A.- Destin et Histoire :
14Ce serait toutefois méconnaître le théologien Thomas d'Aquin que de l'arrêter à ce point d'interrogation et de suspension où stoppe lisiblement son intérêt personnel. Certes les étoiles sont par lui abandonnées, avec une réflexion sur le mauvais état de leur théorisation, pour des travaux de son métier et qui le concernent beaucoup plus visiblement. Mais cette théologie est selon lui science56 et postule la grammaire la plus neuve et la plus raffinée. L'université selon les dominicains laissait à Aristote ses opinions qui eussent été païennes ou hérétiques pour retenir sa table de cohérence, sa logique, adaptée, raffinée, redevenue progressiste. Non seulement l'astronomie, mais toute la science moderne repart de là. Aussi bien la médecine, la mathématique des monnaies et comptabilités que la physique des terministes armés de l'impetus, procède de ce status questionis dressé autour des maîtres Mendiants comme Albert ou Grosseteste avant 1260 et dont Thomas fut le plus limpide rédacteur57.
15Thomas donc vers 1250-70 est la clé de l'histoire de toutes les idées. Il surplombe et parfois résume les autres encyclopédistes comme Bacon ou Llull ou comme son maître Albert et son frère Vincent. Simplement son descriptif de l'univers cosmologique est son moindre intérêt ; et il n'arrête nullement à ce point son regard sur le créé. Uniuersum est pour lui comme pour beaucoup d'autres un terme analogique dont l'analogué principal est la création, ensemble sinon plus vaste du moins plus intense que l'univers des galaxies et des sphères. Et dans la création, Thomas passe à une lumière autre que celle dont le soleil est l'analogue secondaire58. Thomas croit encore naïvement l'ordo uniuersi centré sur le soleil mais sans insister ou adhérer ; et il s'intéresse bien plus à la perfectio uniuersi sans se limiter aux données qui la révèlent. Ce sont les ressorts sacrés et secrets de cette perfectio et non son dessin auxquels Thomas applique son véritable métier, sa passion personnelle. Ni astrologue ni astronome, deux mots que l'époque commence à peine à distinguer, Thomas est frère Prêcheur et sans être théologien seulement ou surtout, il est théologien d'abord.

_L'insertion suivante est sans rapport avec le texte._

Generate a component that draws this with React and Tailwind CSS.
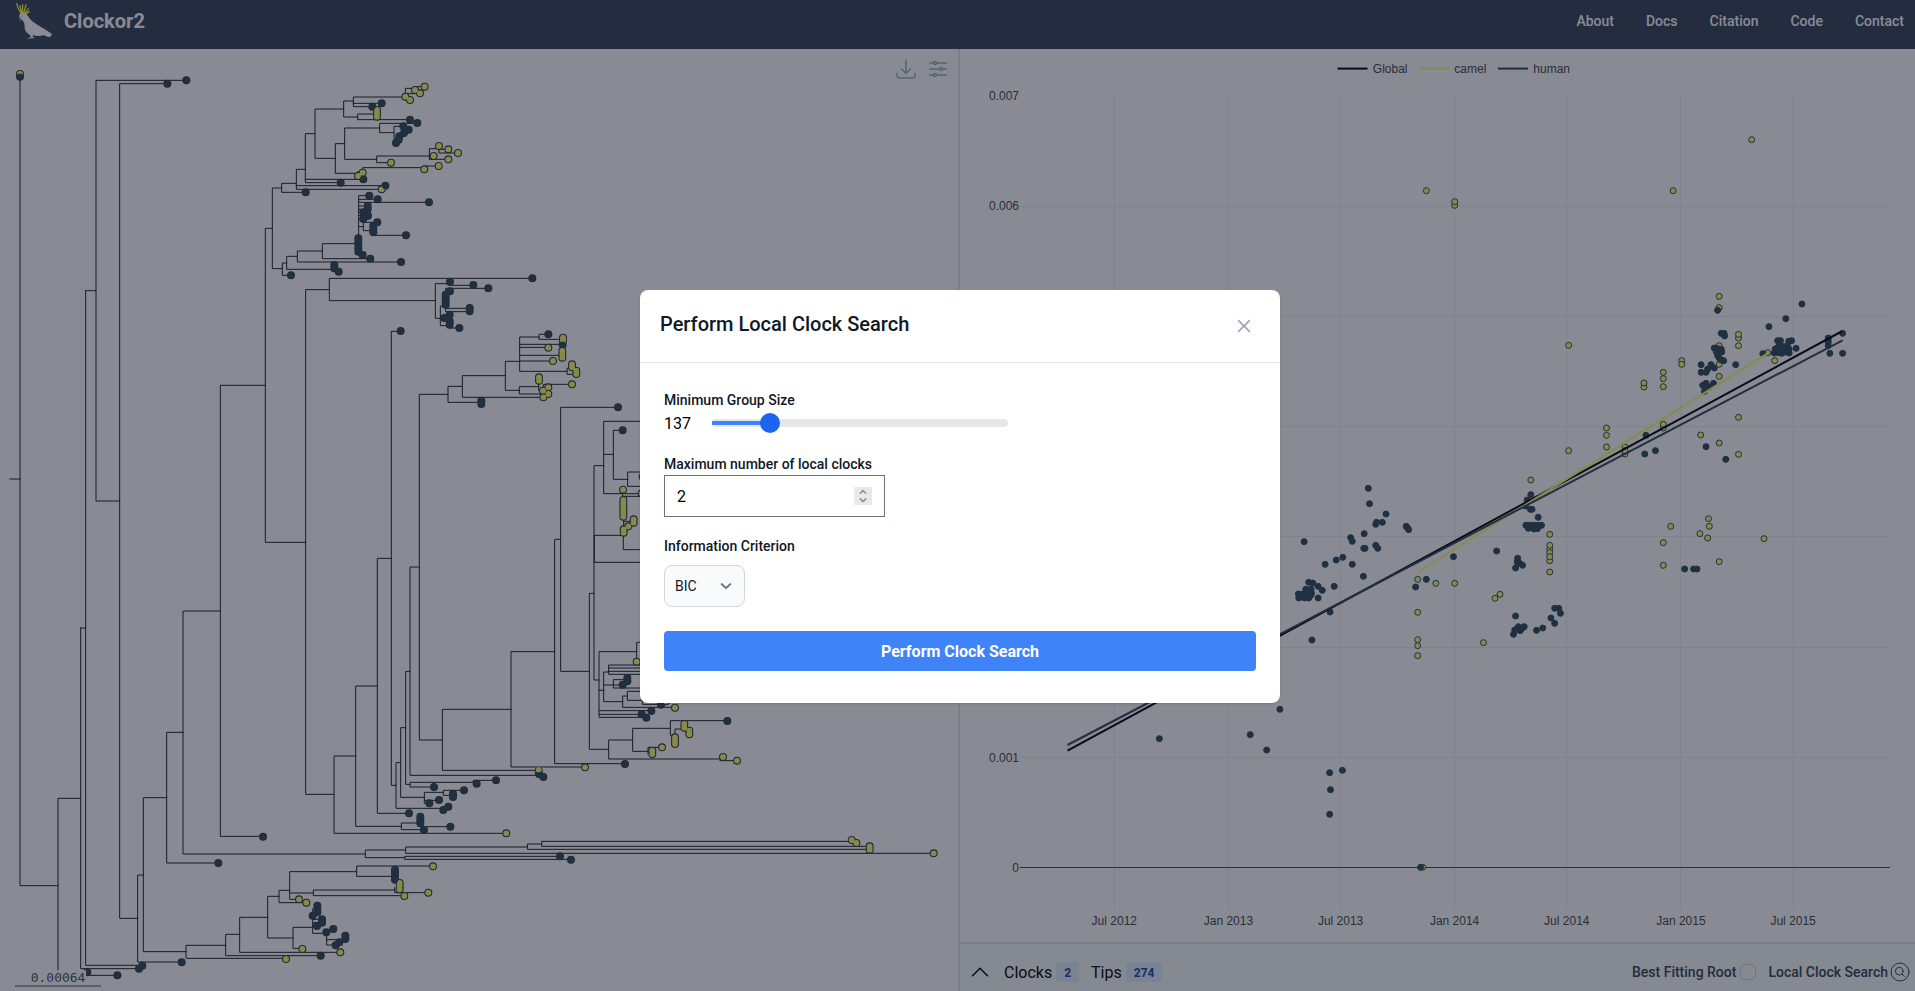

16L'ordre du monde devient alors le cours des choses cursus rerum dont il serait vain de celer qu'il en a fait une épistémologie de l'histoire59. Il ne voit nullement le cours des choses en fixiste comme un tour permanent d'événements, une structure de répétition. Il n'a d'ailleurs nullement inventé le mobilisme dont divers hindous ou chinois ont proposé des formules que Démocrite ou Héraclite offrent diversement en grec. Seuls quelques penseurs avant le 13ème siècle refusaient le mobilisme et plusieurs avaient sombré dans un historicisme sans structure. Un moine rural en monde féodal sous mentalité romane est réputé a priori fixiste au dernier siècle quoique se soit ouverte aujourd'hui une nouvelle lecture de la féodalité comme mutation60. Surtout le cur deus homo d'Anselme a déjà cassé tout fixisme : un événement unique fend en deux l'histoire et de l'incarnation on cherche même le pourquoi. La liturgie de la felix culpa61 tenait en chrysalide déjà cette position. Marc Bloch a fait remarquer combien62 le christianisme était de soi religion "historique" et le credo narration suivie. Religion essentiellement nourrie d'espérance, elle est recommencement mirabilius reformasti63. Seuls des pessimistes hantés par le péché et obsédés par la décadence ont tendance au fixisme. Augustin qui vivait la chute de sa patrie, pénitait celle de sa jeunesse, n'est d'ailleurs pas le vrai coupable. Car la langue de Platon à travers les religiosités pulsives des orients profonds voire des Indes désespérées, pousse à cet éternel retour. Plotin et Augustin y glissèrent au contraire un peu contradictoirement à un reditus c'est-à-dire à une histoire64. Les augustinisants tardifs, et les pires au 17ème siècle, omirent ce meilleur du maître qu'ils déformaient. Thomas, après Abélard d'ailleurs, vit la croissance d'une Europe toute jeune et la chasteté légendaire et miraculeuse du jeune dominicain65 le défausse des mauvaises cartes que regrettent nos pleurs coutumiers. Ses yeux purs et ravis ne sont tournés que vers la lumière. Il considère monde et univers après Démocrite et Héraclite et l'équilibre aristotélicien : le cursus rerum est chez lui mouvement de l'histoire.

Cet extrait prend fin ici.